Exercise requirements |
Identify and pull out each line of the entries in which "screenshot" occurs.

Records for this task |
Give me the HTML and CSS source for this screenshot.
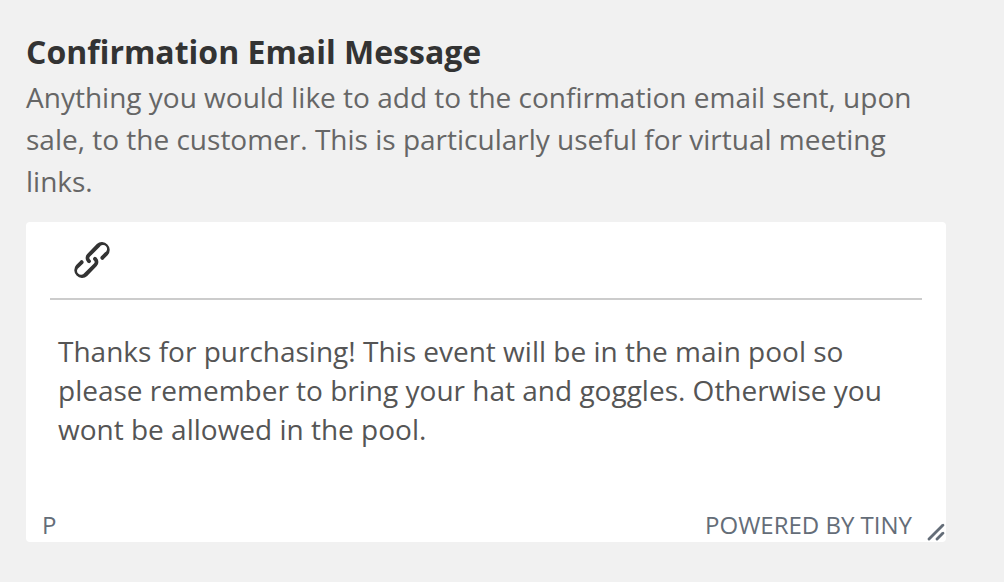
FILE: index.html
```html
<!DOCTYPE html>
<html lang="en">
<head>
    <meta charset="UTF-8">
    <meta name="viewport" content="width=device-width, initial-scale=1.0">
    <title>Confirmation Email Message</title>
    <link rel="stylesheet" href="styles.css">
</head>
<body>
    <div class="field">
        <label class="field-label" for="message">Confirmation Email Message</label>
        <p class="field-help" id="message-help">Anything you would like to add to the confirmation email sent, upon sale, to the customer. This is particularly useful for virtual meeting links.</p>

        <div class="editor">
            <div class="toolbar">
                <button type="button" class="tool-button" aria-label="Insert link">
                    <svg width="48" height="48" viewBox="0 0 24 24" fill="currentColor">
                        <path d="M6.2 12.3a1 1 0 0 1 1.4 1.4l-2.1 2a2 2 0 1 0 2.7 2.8l4.8-4.8a1 1 0 0 0 0-1.4 1 1 0 1 1 1.4-1.3 2.9 2.9 0 0 1 0 4L9.6 20a3.9 3.9 0 0 1-5.5-5.5l2-2zm11.6-.6a1 1 0 0 1-1.4-1.4l2-2a2 2 0 1 0-2.6-2.8L11 10.3a1 1 0 0 0 0 1.4A1 1 0 1 1 9.6 13a2.9 2.9 0 0 1 0-4L14.4 4a3.9 3.9 0 0 1 5.5 5.5l-2 2z"/>
                    </svg>
                </button>
            </div>
            <textarea class="message" id="message" rows="3" aria-describedby="message-help">Thanks for purchasing! This event will be in the main pool so please remember to bring your hat and goggles. Otherwise you wont be allowed in the pool.</textarea>
            <div class="statusbar">
                <span class="path">P</span>
                <a class="branding" href="#">POWERED BY TINY</a>
                <svg class="resize" width="20" height="20" viewBox="0 0 10 10" fill="currentColor">
                    <path d="M8.1 1.1A.5.5 0 1 1 9 2l-7 7A.5.5 0 1 1 1 8l7-7zM8.1 5.1A.5.5 0 1 1 9 6l-3 3A.5.5 0 1 1 5 8l3-3z"/>
                </svg>
            </div>
        </div>
    </div>
</body>
</html>
```
FILE: styles.css
```css
* {
    box-sizing: border-box;
    margin: 0;
    padding: 0;
}

body {
    background-color: #f1f1f1;
    font-family: 'Open Sans', sans-serif;
    color: #555;
}

.field {
    padding: 30px 58px 40px 26px;
}

.field-label {
    display: block;
    margin-bottom: 2px;
    color: #333;
    font-size: 32px;
    line-height: 44px;
    font-weight: bold;
}

.field-help {
    margin-bottom: 20px;
    color: #666;
    font-size: 28px;
    line-height: 42px;
}

.editor {
    background-color: #fff;
    border-radius: 4px;
}

.toolbar {
    display: flex;
    margin: 0 24px;
    padding: 0 18px;
    height: 78px;
    align-items: center;
    border-bottom: 2px solid #ccc;
}

.tool-button {
    display: flex;
    border: none;
    background: none;
    color: #333;
    cursor: pointer;
}

.message {
    display: block;
    width: 100%;
    height: 206px;
    padding: 32px;
    border: none;
    outline: none;
    resize: none;
    background: none;
    color: #555;
    font-family: inherit;
    font-size: 28px;
    line-height: 39px;
}

.statusbar {
    display: flex;
    align-items: center;
    height: 36px;
    padding-left: 16px;
    color: #646d78;
    font-size: 24px;
}

.branding {
    margin-left: auto;
    color: inherit;
    text-decoration: none;
}

.resize {
    align-self: flex-end;
    margin-left: 14px;
}
```
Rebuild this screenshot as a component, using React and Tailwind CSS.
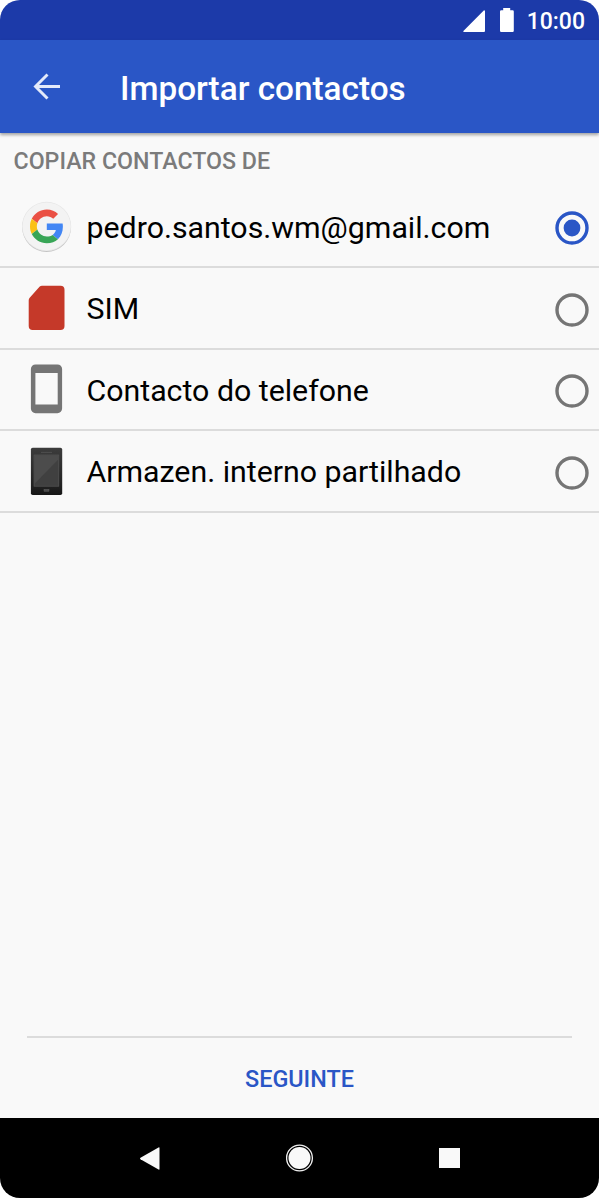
import { useState } from "react";

const accounts = [
  { id: "google", label: "pedro.santos.wm@gmail.com", Icon: GoogleIcon },
  { id: "sim", label: "SIM", Icon: SimIcon },
  { id: "phone", label: "Contacto do telefone", Icon: PhoneIcon },
  { id: "storage", label: "Armazen. interno partilhado", Icon: StorageIcon },
];

function GoogleIcon() {
  return (
    <svg className="w-[52px] h-[52px]" viewBox="0 0 52 52">
      <circle cx="26.6" cy="27.5" r="24.4" fill="#c4c4c4" />
      <circle cx="26.6" cy="26.4" r="24.6" fill="#e6e6e6" />
      <circle cx="26.6" cy="26.4" r="24" fill="#f3f3f3" />
      <g transform="translate(10 9.6) scale(0.7)">
        <path fill="#ea5044" d="M24 9.5c3.54 0 6.71 1.22 9.21 3.6l6.85-6.85C35.9 2.38 30.47 0 24 0 14.62 0 6.51 5.38 2.56 13.22l7.98 6.19C12.43 13.72 17.74 9.5 24 9.5z" />
        <path fill="#4286f4" d="M46.98 24.55c0-1.57-.15-3.09-.38-4.55H24v9.02h12.94c-.58 2.96-2.26 5.48-4.78 7.18l7.73 6c4.51-4.18 7.09-10.36 7.09-17.65z" />
        <path fill="#fbc116" d="M10.53 28.59c-.48-1.45-.76-2.99-.76-4.59s.27-3.14.76-4.59l-7.98-6.19C.92 16.46 0 20.12 0 24c0 3.88.92 7.54 2.56 10.78l7.97-6.19z" />
        <path fill="#38a556" d="M24 48c6.48 0 11.93-2.13 15.89-5.81l-7.73-6c-2.15 1.45-4.92 2.3-8.16 2.3-6.26 0-11.57-4.22-13.47-9.91l-7.98 6.19C6.51 42.62 14.62 48 24 48z" />
      </g>
    </svg>
  );
}

function SimIcon() {
  return (
    <svg className="w-[52px] h-[52px]" viewBox="0 0 52 52">
      <path
        fill="#c53929"
        d="M22 3.700h18.500a4 4 0 0 1 4 4v36.200a4 4 0 0 1-4 4H12.700a4 4 0 0 1-4-4V18.300a3.500 3.500 0 0 1 1-2.500L19.500 4.700a3.500 3.500 0 0 1 2.500-1z"
      />
    </svg>
  );
}

function PhoneIcon() {
  return (
    <svg className="w-[52px] h-[52px]" viewBox="0 0 52 52">
      <path
        fill="#757575"
        fillRule="evenodd"
        d="M15.5 1.5h22a4.6 4.6 0 0 1 4.6 4.6v39.5a4.6 4.6 0 0 1-4.6 4.6h-22a4.6 4.6 0 0 1-4.6-4.6V6.1a4.6 4.6 0 0 1 4.6-4.6zM15.4 10v31.5h22.3V10z"
      />
    </svg>
  );
}

function StorageIcon() {
  return (
    <svg className="w-[52px] h-[52px]" viewBox="0 0 52 52">
      <defs>
        <linearGradient id="storageBody" x1="0" y1="0" x2="0" y2="1">
          <stop offset="0" stopColor="#3c3c3c" />
          <stop offset="0.8" stopColor="#222" />
          <stop offset="1" stopColor="#161616" />
        </linearGradient>
      </defs>
      <g transform="translate(0 0.5)">
        <rect x="10.9" y="2.2" width="31.3" height="47.3" rx="1.8" fill="url(#storageBody)" />
        <rect x="21" y="6.4" width="11" height="0.8" fill="#555" />
        <rect x="14" y="9.5" width="24.8" height="31.2" fill="#404040" stroke="#5a5a5a" strokeWidth="0.6" />
        <path d="M14.3 9.8h24.2v4L14.3 38.5z" fill="#4c4c4c" />
        <rect x="24" y="43.8" width="5" height="2" fill="#4a4a4a" stroke="#666" strokeWidth="0.4" />
      </g>
    </svg>
  );
}

function Radio({ checked }) {
  return (
    <svg className="w-[34px] h-[34px] mt-[4px]" viewBox="0 0 34 34">
      <circle cx="17" cy="17" r="15" fill="none" stroke={checked ? "#2a56c6" : "#757575"} strokeWidth="3.4" />
      {checked && <circle cx="17" cy="17" r="8.4" fill="#2a56c6" />}
    </svg>
  );
}

function StatusBar() {
  return (
    <div className="h-10 shrink-0 bg-[#1c3aa9] flex items-center justify-end pr-[14px] text-white">
      <svg className="w-[22px] h-[22px] mt-px" viewBox="0 0 22 22" fill="#fff">
        <path d="M21 0.3a1 1 0 0 1 1 1V21a1 1 0 0 1-1 1H0.8a0.6 0.6 0 0 1-.4-1z" />
      </svg>
      <svg className="w-[14px] h-6 ml-[15px]" viewBox="0 0 14 24" fill="#fff">
        <path d="M3.2 0h7v2.2H12.6a1.2 1.2 0 0 1 1.2 1.2v19.4a1.2 1.2 0 0 1-1.2 1.2H1.2A1.2 1.2 0 0 1 0 22.8V3.4a1.2 1.2 0 0 1 1.2-1.2h2z" />
      </svg>
      <span className="ml-[13px] pt-[2px] text-[23px] leading-none font-medium">10:00</span>
    </div>
  );
}

function NavBar() {
  return (
    <nav className="h-20 shrink-0 bg-black flex items-center justify-between px-[139px]">
      <svg className="w-[21px] h-[23px]" viewBox="0 0 21 23" fill="#f9f9f9">
        <path d="M19.5 0.5Q20.5 0 20.5 1V22Q20.5 23 19.5 22.5L1.5 12.3Q0.3 11.5 1.5 10.7z" />
      </svg>
      <svg className="w-7 h-7" viewBox="0 0 28 28">
        <circle cx="13.5" cy="14" r="12.9" fill="none" stroke="#f0f0f0" strokeWidth="1.3" />
        <circle cx="13.5" cy="14" r="11" fill="#f9f9f9" />
      </svg>
      <div className="w-[21px] h-5 bg-[#f9f9f9]" />
    </nav>
  );
}

export default function App() {
  const [selected, setSelected] = useState("google");

  return (
    <div className="w-full h-[1198px] bg-white font-['Roboto',sans-serif]">
      <div className="h-full flex flex-col bg-[#f9f9f9] rounded-[20px] overflow-hidden">
        <StatusBar />

        <header className="h-[93px] shrink-0 bg-[#2a56c6] flex items-center pl-[33px] shadow-[0_2px_3px_rgba(0,0,0,0.35)]">
          <button type="button" aria-label="Voltar" className="mr-[59px]">
            <svg className="w-[28px] h-[27px]" viewBox="0 0 28 27" fill="none" stroke="#e4eafa" strokeWidth="2.9">
              <path d="M27 13.5H3M14.5 1.5L2.5 13.5l12 12" />
            </svg>
          </button>
          <h1 className="pt-1 text-[33.3px] leading-none font-medium text-white">Importar contactos</h1>
        </header>

        <main className="flex-1 flex flex-col">
          <h2 className="h-[53.4px] pt-[15px] pl-[13.5px] text-[23.2px] leading-[27px] font-medium text-[#7b7b7b]">
            COPIAR CONTACTOS DE
          </h2>

          <ul>
            {accounts.map(({ id, label, Icon }) => (
              <li key={id} className="h-[81.6px] border-b-2 border-[#dcdcdc]">
                <button
                  type="button"
                  onClick={() => setSelected(id)}
                  className="w-full h-full flex items-center pl-5 pr-[10px] text-left"
                >
                  <Icon />
                  <span className="ml-[14.5px] pt-[3px] flex-1 text-[30.3px] leading-none text-black">{label}</span>
                  <Radio checked={selected === id} />
                </button>
              </li>
            ))}
          </ul>

          <footer className="mt-auto mx-[27px] h-[82px] pt-[4px] border-t-2 border-[#dcdcdc] flex items-center justify-center">
            <button type="button" className="text-[23.4px] leading-none font-medium text-[#2a56c6]">
              SEGUINTE
            </button>
          </footer>
        </main>

        <NavBar />
      </div>
    </div>
  );
}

Output below |
Give me the HTML and CSS source for this screenshot.
Rebuild this screenshot as a component, using React and Tailwind CSS.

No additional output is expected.